我怀念三月天的毛毛细雨,细雨无声、缠绵;我怀念老屋后院的那棵蜜桃树,当春风将枯枝染绿,一片一片小桃叶像婴儿小嘴般在树枝露出层层绿色,然后,在三月的某天早上,忽然让你发现在那满树的绿叶间开满了粉红色的花,一树的香气把春天渲染得更浓。当花蕊落尽时,心里的那些失落被树叶间那些喜气洋洋的果实瞬间化为无比的喜悦。
怀念夏夜的星空下,父亲随意靠在院庭的农具或谷垛上,点一支旱烟,深吸一口,眯起眼睛享受的样子。农忙莫过夏季,白天疲累的筋骨在夜里一摊开,浑身上下的酸疼会从脚底的涌泉穴升起,搅得人好一阵子难以入睡。
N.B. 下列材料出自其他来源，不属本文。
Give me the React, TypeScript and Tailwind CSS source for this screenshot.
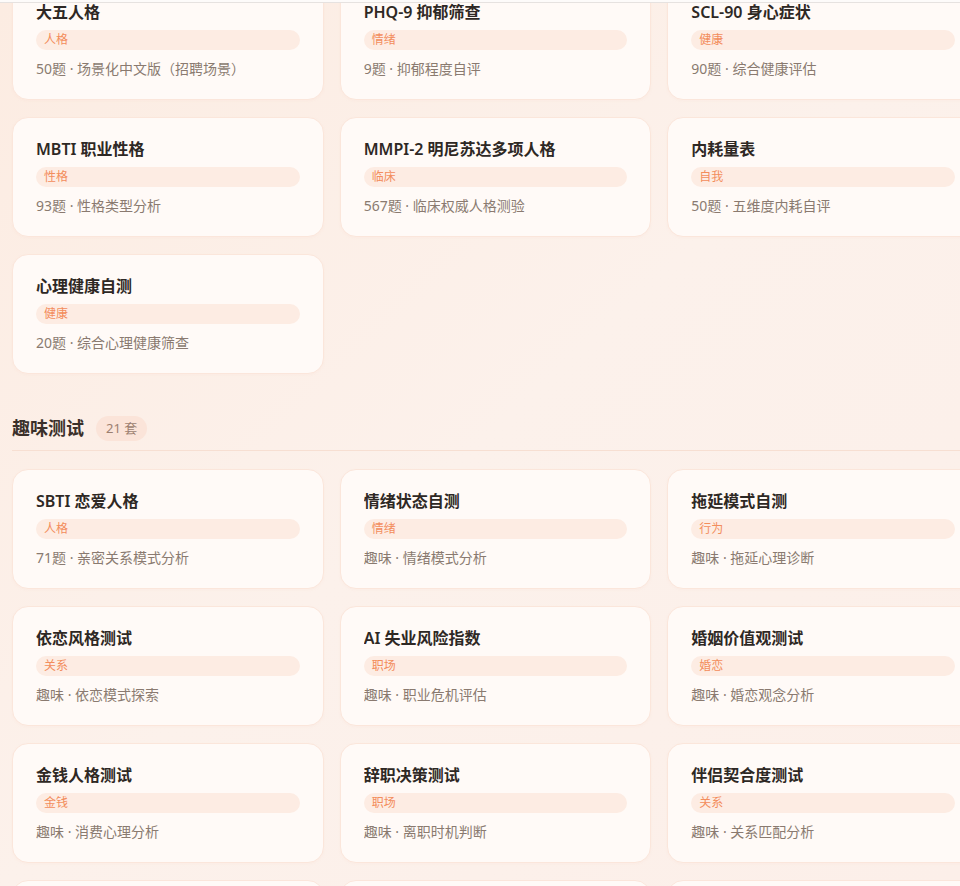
type Test = { title: string; tag: string; desc: string };

const proTests: Test[] = [
  { title: "大五人格", tag: "人格", desc: "50题 · 场景化中文版（招聘场景）" },
  { title: "PHQ-9 抑郁筛查", tag: "情绪", desc: "9题 · 抑郁程度自评" },
  { title: "SCL-90 身心症状", tag: "健康", desc: "90题 · 综合健康评估" },
  { title: "MBTI 职业性格", tag: "性格", desc: "93题 · 性格类型分析" },
  { title: "MMPI-2 明尼苏达多项人格", tag: "临床", desc: "567题 · 临床权威人格测验" },
  { title: "内耗量表", tag: "自我", desc: "50题 · 五维度内耗自评" },
  { title: "心理健康自测", tag: "健康", desc: "20题 · 综合心理健康筛查" },
];

const funTests: Test[] = [
  { title: "SBTI 恋爱人格", tag: "人格", desc: "71题 · 亲密关系模式分析" },
  { title: "情绪状态自测", tag: "情绪", desc: "趣味 · 情绪模式分析" },
  { title: "拖延模式自测", tag: "行为", desc: "趣味 · 拖延心理诊断" },
  { title: "依恋风格测试", tag: "关系", desc: "趣味 · 依恋模式探索" },
  { title: "AI 失业风险指数", tag: "职场", desc: "趣味 · 职业危机评估" },
  { title: "婚姻价值观测试", tag: "婚恋", desc: "趣味 · 婚恋观念分析" },
  { title: "金钱人格测试", tag: "金钱", desc: "趣味 · 消费心理分析" },
  { title: "辞职决策测试", tag: "职场", desc: "趣味 · 离职时机判断" },
  { title: "伴侣契合度测试", tag: "关系", desc: "趣味 · 关系匹配分析" },
];

function TestCard({ t }: { t: Test }) {
  return (
    <div className="h-[120px] rounded-2xl border border-[#fbe6db] bg-[#fffaf7] px-[23px] pt-5 pb-[22px] shadow-[0_1px_3px_rgba(240,190,160,0.08)]">
      <div className="text-[16px] leading-[22px] font-semibold text-[#2e2824] truncate">{t.title}</div>
      <div className="mt-[7px] h-5 rounded-full bg-[#fdece3] px-2 text-[12px] leading-5 text-[#f38d5c]">{t.tag}</div>
      <div className="mt-[9px] text-[14px] leading-5 text-[#8a7a70] truncate">{t.desc}</div>
    </div>
  );
}

// 下一行只露出卡片顶边
function PeekCard() {
  return <div className="h-[120px] rounded-2xl border border-[#fbe6db] bg-[#fffaf7]" />;
}

export default function App() {
  return (
    <div
      className="relative h-[886px] w-full overflow-hidden bg-gradient-to-br from-[#fcece2] via-[#fcf1eb] to-[#fcefe9]"
      style={{ fontFamily: '"Noto Sans", "Noto Sans CJK SC", sans-serif' }}
    >
      {/* header edge from the sticky top bar */}
      <div className="absolute inset-x-0 top-0 z-10 h-[3px] border-b border-[#e6e2e0] bg-[#fdfbfa]" />

      <div className="-mt-5 ml-3 w-[967px]">
        {/* 专业测评 */}
        <div className="grid grid-cols-3 gap-x-4 gap-y-[17px]">
          {proTests.map((t) => (
            <TestCard key={t.title} t={t} />
          ))}
        </div>

        {/* 趣味测试 */}
        <div className="mt-[41px] flex h-[26px] items-center gap-3">
          <h2 className="text-[18px] font-bold leading-[26px] text-[#3a302a]">趣味测试</h2>
          <span className="rounded-full bg-[#fbe4d9] px-2.5 text-[13px] leading-[25px] text-[#9b7f70]">21 套</span>
        </div>
        <div className="mt-[9px] border-b border-[#f7dfd2]" />

        <div className="mt-[18px] grid grid-cols-3 gap-x-4 gap-y-[17px]">
          {funTests.map((t) => (
            <TestCard key={t.title} t={t} />
          ))}
          <PeekCard />
          <PeekCard />
          <PeekCard />
        </div>
      </div>
    </div>
  );
}
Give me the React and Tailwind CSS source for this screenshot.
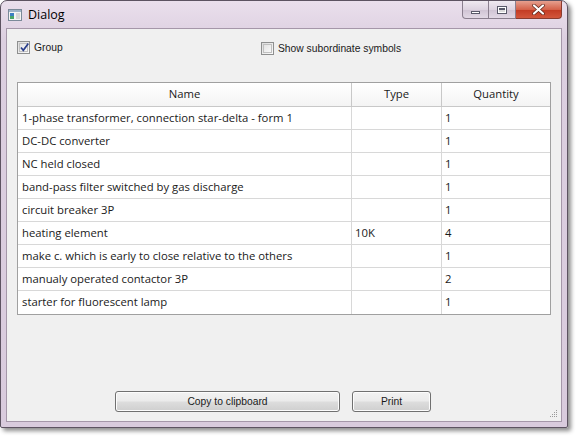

透过父亲吞吐的烟雾,我揣度也许这是父亲在睡眠前消除疲劳的最好办法。
怀念母亲伫立在夜幕下,一声一声叫孩子们回家吃饭的声音,每每听到母亲呼喊我的乳名,心底里有一种特别的感动,连忙一声一声地回应:“妈,我回来了!”身上渐渐泛起暖意,不由得加快步伐回家,给母亲一个温暖的拥抱。
怀念一个阳光清鲜的早晨,从村子东头的石板路上,一群挑水的男男女女,扁担的“吱呀”声像一首歌谣,青褐色的水桶有大有小,顺着桶的缝隙,渗出一串清澈透明的小水珠,悠然地挂在桶壁上。随着脚步的向前,那些不断转换着肩膀的姿态,更像一群舞者在劳作间不经意的精彩表演。
怀念盛夏草木的芬芳,还有那些在村子里散落的牛粪的气味,以及那些发过酵的一些混合着各种植物的气息,那是村子的味道。不远处,有鸡有狗在悠然行走,偶尔,你抬起头来,身边有一头老牛“哞”的一声,像是给你打声招呼,它那安详、淡然的眼神永远是那么和善,让你不得不对它无怨的劳作心存感恩。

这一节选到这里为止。